Attività mentale che si svolge grazie al cielo solo durante il sonno, caratterizzata da impressioni visive degne di una tragedia greca, sensazioni e pensieri non coordinati tra loro logicamente ma esprimenti tutte le parti di me, anche quelle che non sopporto. Voci, quelle che ho chiuso in un cassetto così profondo che si apre solo quando dormo. Ermytage è la fase in cui il cassetto si apre e le immagini vengono liberate. Di Anna Ponti.
Questioni di responsabilità.
La lampada di Biancaneve.
Ho preso una scossa. Ho provato ad attaccare la spina di una lampada ad una presa all’interno di una casa vecchia, in montagna, di quelle che sanno di muschio e di brace, dove batuffoli di polvere si accumulano negli angoli e dove si nascondono oggetti che ricordano la strega di Biancaneve. La polvere mi entrava negli occhi e l’aria asciutta mi faceva pizzicare il naso. M;a ero affascinata da quella lampada a forma di candela.

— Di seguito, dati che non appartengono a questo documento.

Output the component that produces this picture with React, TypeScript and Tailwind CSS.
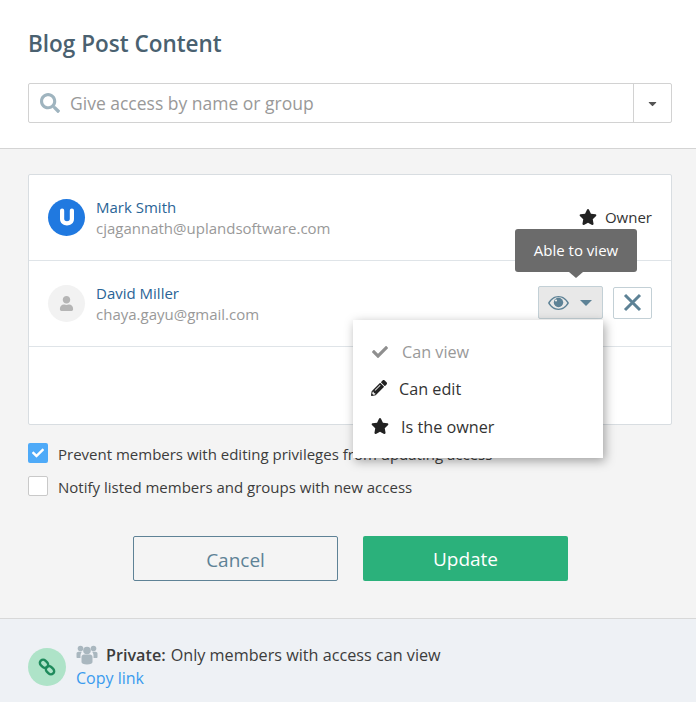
import { FaSearch, FaStar, FaCheck, FaPencilAlt, FaUser, FaCaretDown } from "react-icons/fa";

export default function App() {
  return (
    <div className="relative w-[696px] h-[702px] overflow-hidden bg-[#f4f4f4] font-['Open_Sans',sans-serif]">
      {/* Header */}
      <div className="h-[149px] bg-white border-b border-[#d4d4d4] pl-[28px] pr-[24px] pt-[28px]">
        <h1 className="text-[22.5px] leading-[32px] font-semibold text-[#4a6170]">Blog Post Content</h1>
        <div className="mt-[23px] flex h-[40px] rounded-[2px] border border-[#d2d2d2] bg-white">
          <div className="flex flex-1 items-center pl-[11px]">
            <FaSearch className="text-[20px] text-[#9fb4bf]" />
            <span className="ml-[10px] text-[17.5px] text-[#999999]">Give access by name or group</span>
          </div>
          <div className="flex w-[38px] items-center justify-center border-l border-[#d2d2d2]">
            <FaCaretDown className="text-[13px] text-[#555555]" />
          </div>
        </div>
      </div>

      {/* Members */}
      <div className="ml-[28px] mr-[24px] mt-[25px] h-[251px] rounded-[2px] border border-[#d8dde1] bg-white">
        <div className="flex h-[86px] items-center border-b border-[#dfe4e8] pl-[19px] pr-[19px]">
          <div className="flex h-[37px] w-[37px] items-center justify-center rounded-full bg-[#2079e0]">
            <svg width="16" height="20" viewBox="0 0 16 20">
              <path d="M1 2.5a2 2 0 0 1 4.2 0V11c0 3 5.6 3 5.6 0V2.5a2 2 0 0 1 4.2 0V11c0 8.5-14 8.5-14 0z" fill="#ffffff" />
            </svg>
          </div>
          <div className="ml-[11px] flex-1">
            <div className="text-[15px] leading-[21px] text-[#2a6496]">Mark Smith</div>
            <div className="text-[15px] leading-[21px] text-[#999999]">cjagannath@uplandsoftware.com</div>
          </div>
          <div className="mt-[-1px] flex items-center text-[15px] text-[#333333]">
            <FaStar className="text-[18px] text-[#222222]" />
            <span className="ml-[8px]">Owner</span>
          </div>
        </div>
        <div className="flex h-[86px] items-center border-b border-[#dfe4e8] pl-[19px] pr-[19px]">
          <div className="flex h-[37px] w-[37px] items-center justify-center rounded-full bg-[#f2f2f2]">
            <FaUser className="text-[15px] text-[#b5b5b5]" />
          </div>
          <div className="ml-[11px] flex-1">
            <div className="text-[15px] leading-[21px] text-[#2a6496]">David Miller</div>
            <div className="text-[15px] leading-[21px] text-[#999999]">chaya.gayu@gmail.com</div>
          </div>
          <div className="mt-[-2px] flex h-[33px] w-[65px] items-center justify-center gap-[11px] rounded-[2px] border border-[#c3d0d6] bg-[#e8e8e8] pr-[1px] text-[#5d8296]">
            <svg width="21" height="14" viewBox="0 0 21 14" fill="currentColor">
              <path fillRule="evenodd" d="M10.5 0C15 0 18.8 2.8 21 7c-2.2 4.2-6 7-10.5 7S2.2 11.2 0 7C2.200 2.800 6 0 10.500 0zM10.500 1.300C7 1.300 3.800 3.300 1.700 7c2.100 3.700 5.300 5.700 8.800 5.700s6.700-2 8.800-5.700c-2.100-3.700-5.300-5.700-8.800-5.700z" />
              <circle cx="10.500" cy="6.500" r="4.700" />
              <circle cx="8" cy="4.500" r="1.100" fill="#e8e8e8" />
            </svg>
            <span className="h-0 w-0 border-x-[6px] border-t-[6px] border-x-transparent border-t-[#5d8296]" />
          </div>
          <div className="ml-[10px] mt-[-2px] flex h-[32px] w-[39px] items-center justify-center rounded-[2px] border border-[#c3d0d6] bg-white text-[#5d8296]">
            <svg width="19" height="19" viewBox="0 0 19 19" stroke="currentColor" strokeWidth="3" fill="none">
              <path d="M2 2l15 15M17 2L2 17" />
            </svg>
          </div>
        </div>
      </div>

      {/* Options */}
      <div className="ml-[28px] mr-[24px] mt-[18px] flex flex-col gap-[12px] text-[15px] leading-[20px] text-[#3c3c3c]">
        <label className="flex items-start">
          <span className="flex h-[20px] w-[20px] items-center justify-center rounded-[2px] bg-[#4eaaf8]">
            <FaCheck className="text-[12px] text-white" />
          </span>
          <span className="ml-[10px] whitespace-nowrap pt-[1px]">Prevent members with editing privileges from updating access</span>
        </label>
        <label className="flex items-start">
          <span className="h-[20px] w-[20px] rounded-[2px] border border-[#c9c9c9] bg-white" />
          <span className="ml-[10px] pt-[1px]">Notify listed members and groups with new access</span>
        </label>
      </div>

      {/* Actions */}
      <div className="mt-[39px] flex gap-[25px] pl-[133px]">
        <button className="h-[45px] w-[205px] rounded-[2px] border border-[#5e8296] pt-[3px] text-[19px] text-[#5e8296]">Cancel</button>
        <button className="h-[45px] w-[205px] rounded-[2px] bg-[#2bb17b] pt-[1px] text-[19px] font-medium text-white">Update</button>
      </div>

      {/* Footer */}
      <div className="absolute inset-x-0 bottom-0 flex h-[84px] items-start border-t border-[#d8d8d8] bg-[#eef1f5] pl-[28px] pt-[24px]">
        <div className="mt-[5px] flex h-[38px] w-[38px] items-center justify-center rounded-full bg-[#aee3c8]">
          <svg width="20" height="20" viewBox="0 0 20 20" fill="none" stroke="#1f8a5c" strokeWidth="2.400">
            <rect x="2.500" y="3.500" width="9" height="6.500" rx="3.200" transform="rotate(45 7 6.750)" />
            <rect x="8.500" y="10" width="9" height="6.500" rx="3.200" transform="rotate(45 13 13.250)" />
          </svg>
        </div>
        <div className="ml-[10px]">
          <div className="flex items-center text-[16.2px] leading-[24px] text-[#3c3c3c]">
            <svg width="22" height="20" viewBox="0 0 22 20" fill="#a9b7bf" className="mt-[-1px]">
              <circle cx="4.500" cy="3.500" r="2.800" />
              <circle cx="17.500" cy="3.500" r="2.800" />
              <path d="M0.500 8.500c0-1 1-1.800 2-1.800h3.500c-1 1-1.500 2.300-1.500 3.800v2.500H1.500c-.6 0-1-.4-1-1zM21.500 8.500c0-1-1-1.800-2-1.800H16c1 1 1.500 2.300 1.500 3.800v2.500h3c.6 0 1-.4 1-1z" />
              <circle cx="11" cy="5.500" r="3.800" />
              <path d="M5.500 12c0-1.500 1.200-2.500 2.500-2.500h6c1.300 0 2.500 1 2.500 2.500v5c0 1.500-2 2.500-5.500 2.500S5.500 18.500 5.500 17z" />
            </svg>
            <span className="ml-[8px] font-semibold">Private:</span>
            <span className="ml-[5px]">Only members with access can view</span>
          </div>
          <div className="text-[16px] leading-[22px] text-[#3a9bee]">Copy link</div>
        </div>
      </div>

      {/* Tooltip */}
      <div className="absolute left-[515px] top-[229px] flex h-[43px] w-[122px] items-center justify-center rounded-[3px] bg-[#6b6b6b] text-[15px] text-white">
        Able to view
        <span className="absolute bottom-[-6px] left-[54px] h-0 w-0 border-x-[7px] border-t-[6px] border-x-transparent border-t-[#6b6b6b]" />
      </div>

      {/* Dropdown */}
      <div className="absolute left-[353px] top-[320px] h-[138px] w-[250px] bg-white text-[16.2px] text-[#333333] shadow-[2px_3px_10px_rgba(0,0,0,0.35)]">
        <div className="flex h-[64px] items-center pl-[19px] text-[#999999]">
          <FaCheck className="text-[16px] text-[#8f8f8f]" />
          <span className="ml-[14px]">Can view</span>
        </div>
        <div className="mt-[-13px] flex h-[37px] items-center pl-[18px]">
          <FaPencilAlt className="mt-[-3px] text-[16px] text-[#222222]" />
          <span className="ml-[12px]">Can edit</span>
        </div>
        <div className="flex h-[38px] items-center pl-[18px] pt-[1px]">
          <FaStar className="mt-[-4px] text-[18px] text-[#222222]" />
          <span className="ml-[12px]">Is the owner</span>
        </div>
      </div>
    </div>
  );
}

Sembrava proprio una di quelle candele bianche lunghe che una volta accese creano gocce di cera perfette. Mi piaceva così tanto quella candela perfetta che mi è venuta voglia di accenderla, sperando di vedere la cera sciogliersi e di poterci pucciare la punta delle dita per creare sottili sfoglie bianche con sopra impresse le linee delle mie impronte digitali . La presa era difettosa e mi sono presa una scossa. Sembrava proprio una scena da cartone animato tipo Tom&Jerry. Mi sono immaginata trasparente con le ossa dello scheletro fosforescenti. Non credo di essere diventata trasparente ma sicuramente mi sono venuti i capelli dritti e pure un gran mal di testa. Quella casa apparteneva ad una mia compagna delle elementari che aveva deciso di portarmi n vacanza con lei e la sua famiglia. Da bambina ossessionata dalla volontà di essere perfetta, come le gocce di cera, mi sono vergognata moltissimo per il fatto di aver voluto, senza permesso, inserire la spina di una lampada in una presa e per questo non ho detto nulla a nessuno.
Quattro occhi.
Domani parte un amico per un lungo viaggio. Un viaggio a Katmandu, lungo 5 mesi. In realtà il suo non è un semplice viaggio. E lui non è un semplice amico. È una parte di me. La parte di me che ho amato di più. A volte la vita ti rende un po’ impermeabile. Ti fa sentire di meno. Stasera le coincidenze della vita ci hanno fatto ritrovare di nuovo per un momento, rapido come un sorso, con gli occhi umidi. E nei nostri occhi c’era davvero tutto quanto. L’amore che abbiamo vissuto, le cose che abbiamo imparato, le persone che ci sono state e che non ci sono più e quest’ultimo mese così incredibilmente, emotivamente, impegnativo. Nei nostri silenzi c’era tutta la fretta che abbiamo sempre avuto di mangiarci la vita. Una fretta che è pericolosa. È la fretta di chi osa. E chi osa mette in conto la la fine di tutto. Noi due ci siamo persi per colpa di quella fretta. O forse semplicemente ognuno ha continuato a camminare per la propria strada. La vita a volte separa. A volte riunisce. La vita è rendersi conto che in realtà non ci si perde mai. Ora mi rendo conto di non aver mai perso nulla. Non faccio e non ho fatto altro, che alimentare ogni giorno, con ogni mio respiro e ogni mio gesto l’intensità racchiusa nel mio cuore. Fino ad oggi ho inseguito come se fosse un sogno irraggiungibile la pretesa di avere una vita eccezionale. In realtà è già eccezionale questa mia vita. Per questo stasera scelgo di riappropriarmi di ogni parte di me. Anche quelle che credevo perdute. E mi rimetto in viaggio anche io “con la mente sgombra, come una pagina bianca, per poter ricevere meglio ogni nuova emozione”, come scrive e dice, il mio caro amico che domani partirà. Auguro a lui, così come auguro a me di continuare a vivere la vita così, con intensità, nel bene e nel male. E di poter essere ogni giorno una pagina bianca per non smettere mai di sentire dentro di me, come sento ora, una fiducia infinita. Quella fiducia che fin dal principio mi ha salvata e che sempre mi salverà.